If any provision of this Agreement is found to be unenforceable or invalid, that provision will be limited or eliminated to the minimum extent necessary so that this Agreement will otherwise remain in full force and effect and enforceable. This Agreement is not assignable, transferable or sublicensable by Customer except with Company’s prior written consent. Company may transfer and assign any of its rights and obligations under this Agreement without consent. This Agreement is the complete and exclusive statement of the mutual understanding of the parties and supersedes and cancels all previous written and oral agreements, communications and other understandings relating to the subject matter of this Agreement, and that all waivers and modifications must be in a writing signed by both parties, except as otherwise provided herein.
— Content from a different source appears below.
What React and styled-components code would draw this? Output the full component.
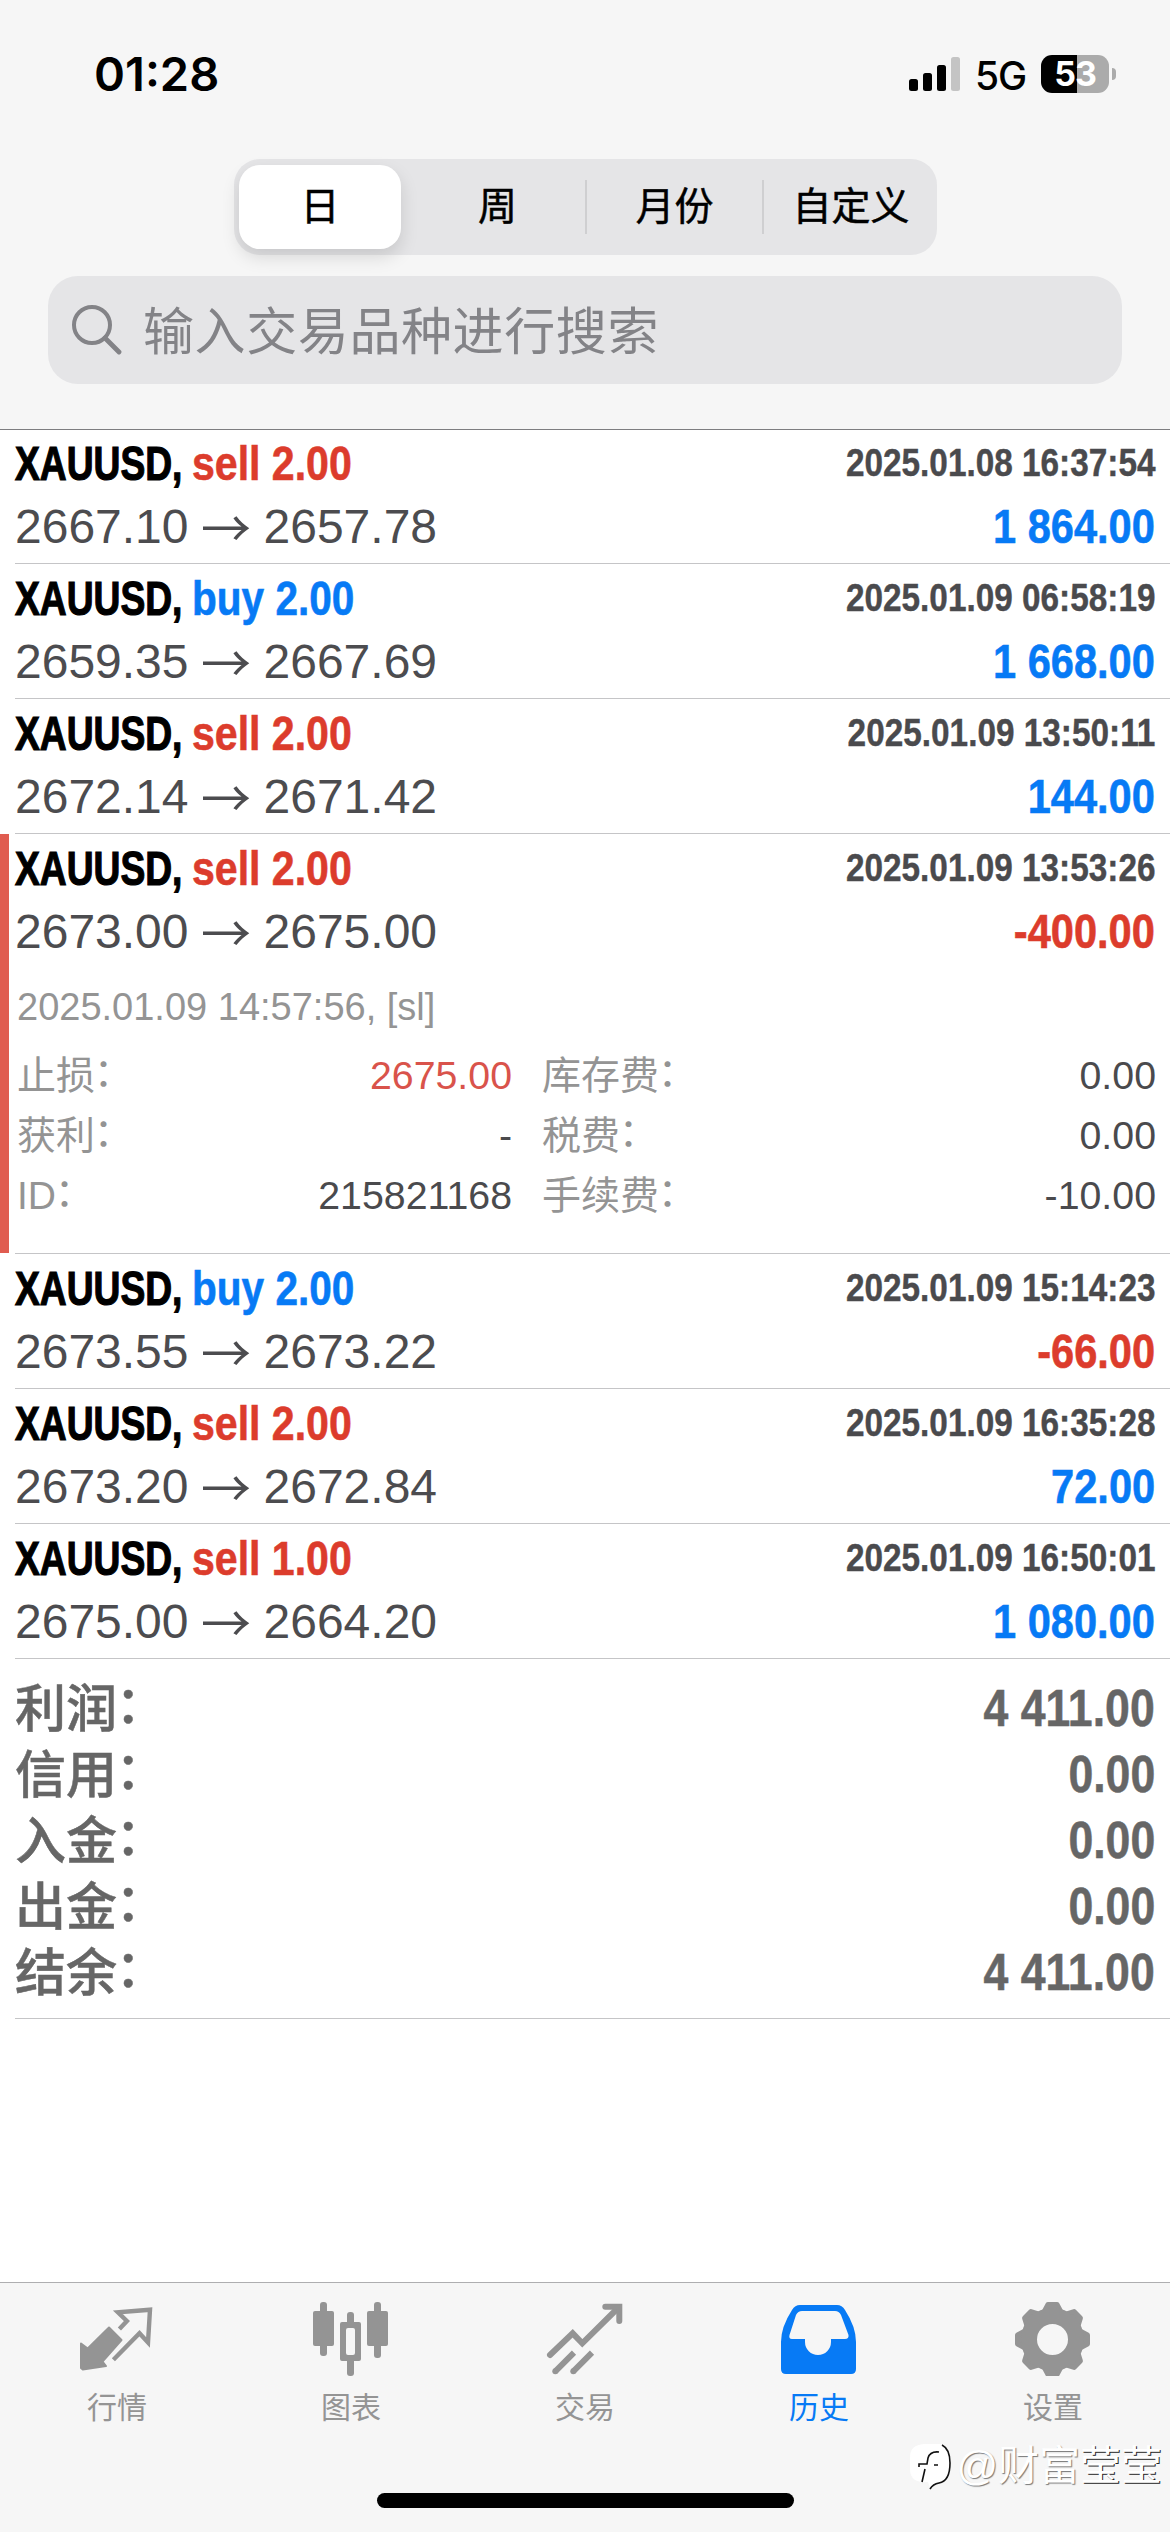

No agency, partnership, joint venture, or employment is created as a result of this Agreement and Customer does not have any authority of any kind to bind Company in any respect whatsoever. In any action or proceeding to enforce rights under this Agreement, the prevailing party will be entitled to recover costs and attorneys’ fees. All notices under this Agreement will be in writing and will be deemed to have been duly given when received, if personally delivered; when receipt is electronically confirmed, if transmitted by facsimile or e-mail; the day after it is sent, if sent for next day delivery by recognized overnight delivery service; and upon receipt, if sent by certified or registered mail, return receipt requested. This Agreement shall be governed by the laws of Poland without regard to its conflict of laws provisions.